The trial court severed for trial the claim for restitution and the answers and counterclaims of the Steens and the Bank. In that trial, it was the basic position of the Colombos that the warranty deed was involuntarily given and delivered subject to the outcome of the appeal that resulted in Steen I. It was the position of the Steens and the Bank of Iberia that the deed was voluntarily given and was absolute in form and unconditionally vested title in the Steens.

The majority opinion is based upon the proposition that the Colombos are estopped from claiming title to Lot 1111 by voluntarily “performing acts after rendition of the order or judgment which are clearly inconsistent with the right of appeal.”

I believe the undisputed evidence established that the warranty deed did not vest unconditional title in the Steens. The execution of the warranty deed did not convey title. Title was conveyed only upon delivery. Shroyer v. Shroyer, 425 S.W.2d 214 (Mo.1968). The deed was delivered only after the Steens and the Bank had the commitment for title insurance, and that actual notice the title to be acquired by the Steens would be subject to the appeal in Steen I. The deed was delivered upon that condition. The execution and the delivery of the deed by the Colombos was in compliance with the final judgment of the trial court. It is significant they could have been cited for contempt for failure to obey. It has been held that the failure of a party to comply with an order of the trial court may defeat that party's right to appeal. 4 Am.Jur.2d, Appeal and Error, § 239. Under these circumstances, the execution and delivery of the warranty deed was not a voluntary compliance with the judgment of the trial court that estops or bars the Co-lombos from claiming title to Lot 1111 or from appealing. Cf. Edith Inv. Co., Inc. v.

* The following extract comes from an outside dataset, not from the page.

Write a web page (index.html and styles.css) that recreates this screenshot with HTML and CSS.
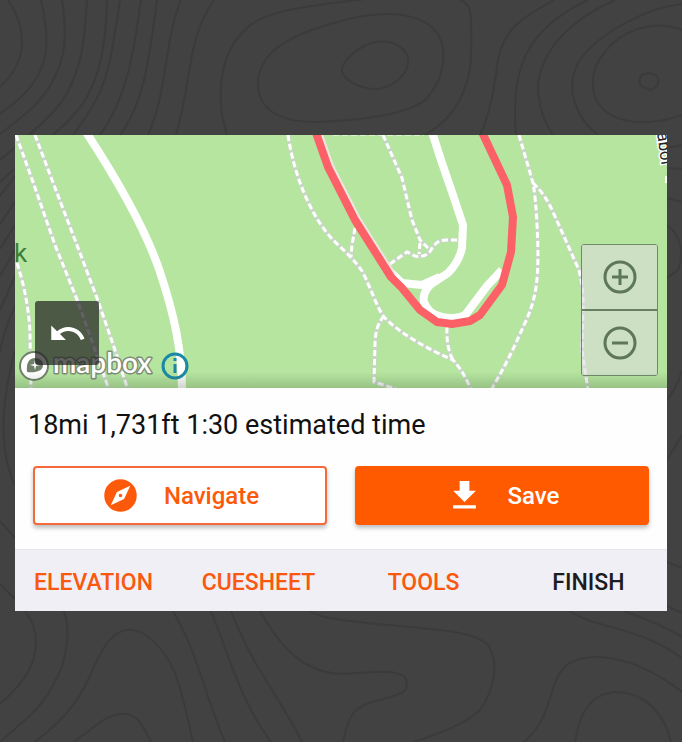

Fair Drug, Inc., 617 S.W.2d 567 (Mo.App.1981); Ryan v. Engelke, 285 S.W.2d 6 (Mo.App.1955). This conclusion is not altered by the fact that the conveyance was not subject to the deed of trust and the Colom-bos accepted the balance of the $32,000. The Steens caused the bank money order to be made payable in such form that the deed of trust would be released before the Co-lombos would convey and receive any portion of that $32,000. Cf. Rosenblum v. Jacks or Better of America West Inc., 745 S.W.2d 754 (Mo.App.1988). As stated, the Colombos added sufficient personal money *179to the portion of the bank money order received by them to create a fund of $32,-000. They maintained this fund in a special account and in their claim for restitution tendered that fund to the Steens.

The Steens and the Bank seem to concede that if the lis pendens of the appeal had been filed before the deed was delivered and the deed of trust was executed, their title would be subject to the consequences of the appeal in Steen I. It must be noted the deed of trust under which the Bank claims was recorded out of the claim of title. However, the time of filing of the lis pendens is not determinative. A lis pendens serves as notice of pending litigation. The Steens and the Bank had actual notice the title acquired by the Steens was subject to that appeal. Turner v. Edmonston, 210 Mo. 411, 109 S.W. 33 (1908).

There is a second reason the record establishes that the execution and delivery of the warranty deed was not voluntary. Had that deed been an unconditional and voluntary conveyance, the appeal in Steen I would have been “moot” and properly dismissed. The Steens had knowledge of all the circumstances surrounding the execution and delivery of the warranty deed when the Notice of Appeal in Steen I was filed. If it was their position the conveyance was unconditional and voluntary, the issue of mootness could have been raised in Steen I. They did not do so.

“Missouri follows the general rule. As stated in Wilson v. Toliver, 305 S.W.2d 423, 428 (Mo.1957), ‘the decision on the former appeal will be deemed an adjudication, not only on all questions directly raised and passed on, but also of matters which arose prior to the first appeal and which might have been presented at that time but were not.’ ” Protection Mut. Ins. Co. v. Kansas City, 551 S.W.2d 909, 915 (Mo.App.1977).

The opinion in Steen I is a determination that the appeal in Steen I was not moot. It follows that it was also a determination that the conveyance of Lot 1111 was not unconditional and voluntary; the Colombos are neither barred from claiming Lot 1111 nor from appealing in Steen II.

Moreover, the Steens elected not to raise the issue of mootness in Steen I, but to seek affirmance on the merits of the appeal. This election is inconsistent with their present contention. Owen v. City of Branson, 305 S.W.2d 492 (Mo.App.1957). To permit them to adopt their present position, is to permit them to seek reversal of the opinion of this court in Steen I by a collateral attack. Cf. Bover v. Long, 676 S.W.2d 893 (Mo.App.1984). For the reasons stated, I would reverse the judgment of the trial court in Steen II.